Author: Jasmine Jackson
The Royal Marsden NHS FT have launched the world’s first research centre for recurrent head and neck cancer, as a result of funding from the Royal Marsden Cancer Charity. It hopes to accelerate research into the disease, which will be carried out by a world-class team of clinicians and researchers.
The International Centre for Recurrent Head & Neck Cancer (IReC) also aims to improve patient outcomes in the UK and beyond, in the curative treatment, palliation, and supportive care of recurrent head and neck cancer.
The IReC announced a series of initiatives to help achieve these goals, including:
- A national registry to improve understanding around recurrent head and neck cancer, whist capturing the different ways it is treated across the UK.
- A tissue biobank to support laboratory and translational research.
- An International Referral Centre to offer rapid second opinions for patients being treated in the UK and internationally.
This will also include the funding of three PhD research fellows, trial managers, a clinical trial nurse and a data manager, to increase research capacity.
Head and neck cancer is the 8th most common cancer in the UK, with more than 12,000 diagnoses each year. After treatment, it is estimated that between 20% and 40% of head and neck cancers will return, and in England, between 28% and 67% survive for five years or more.
IReC Director Professor Vinidh Paleri, Consultant Head and Neck Surgeon at The Royal Marsden, said: “Treating recurrent head and neck cancer is incredibly challenging as these patients have already been treated, often with surgery and radiotherapy, which can cause anatomical changes, scarring, and impaired healing. This means successfully treating the disease requires access to multi-specialty expertise, the latest drugs and surgical technology.
“However, patients with recurrent head and neck cancer in the UK face inconsistent access to treatment, with many treated palliatively not curatively. We also don’t know enough about the disease’s incidence or outcomes as national databases do not provide this information in detail, unlike for primary cancers.
“Through IReC, we aim to transform the treatment and care of recurrent head and neck cancer. From building a better understanding of how the disease is managed across the UK through a national registry, to funding research into novel treatments and minimally invasive surgery, our work will drive better outcomes for patients at The Royal Marsden and across the world.”
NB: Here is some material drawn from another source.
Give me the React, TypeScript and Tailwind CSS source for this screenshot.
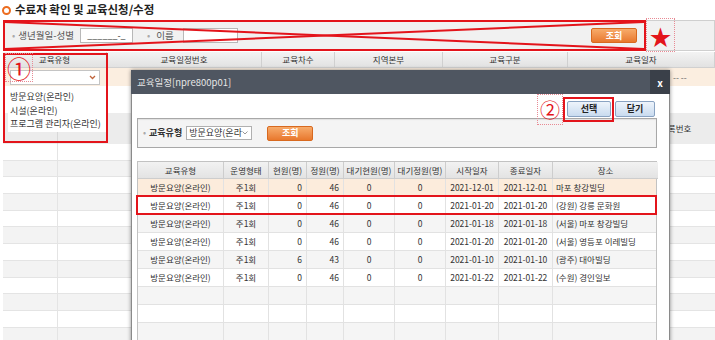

The IReC aims to launch more UK and international based projects over the next 10 years, to improve outcomes for patients. Part of this plan includes creating an international network of centres to roll out clinical trials quickly, and a genomics hub to enhance diagnostics and offer personalised treatment.
Charles Wilson, former Booker CEO and the founding donor of IReC, said: “Having been diagnosed with throat cancer three years ago, it is a privilege to support Professor Vinidh Paleri and his amazing team in helping found the International Centre for Recurrent Head & Neck Cancer.
“The need is great and the analytical, surgical and clinical expertise at The Royal Marsden is mind-blowing. The research could make a huge difference to patients around the world.”
The Royal Marsden’s Head and Neck Unit has been recognised as one of the largest of its kind in Europe and over the last two decades has helped pioneer numerous advances in the management of recurrent head and neck cancer.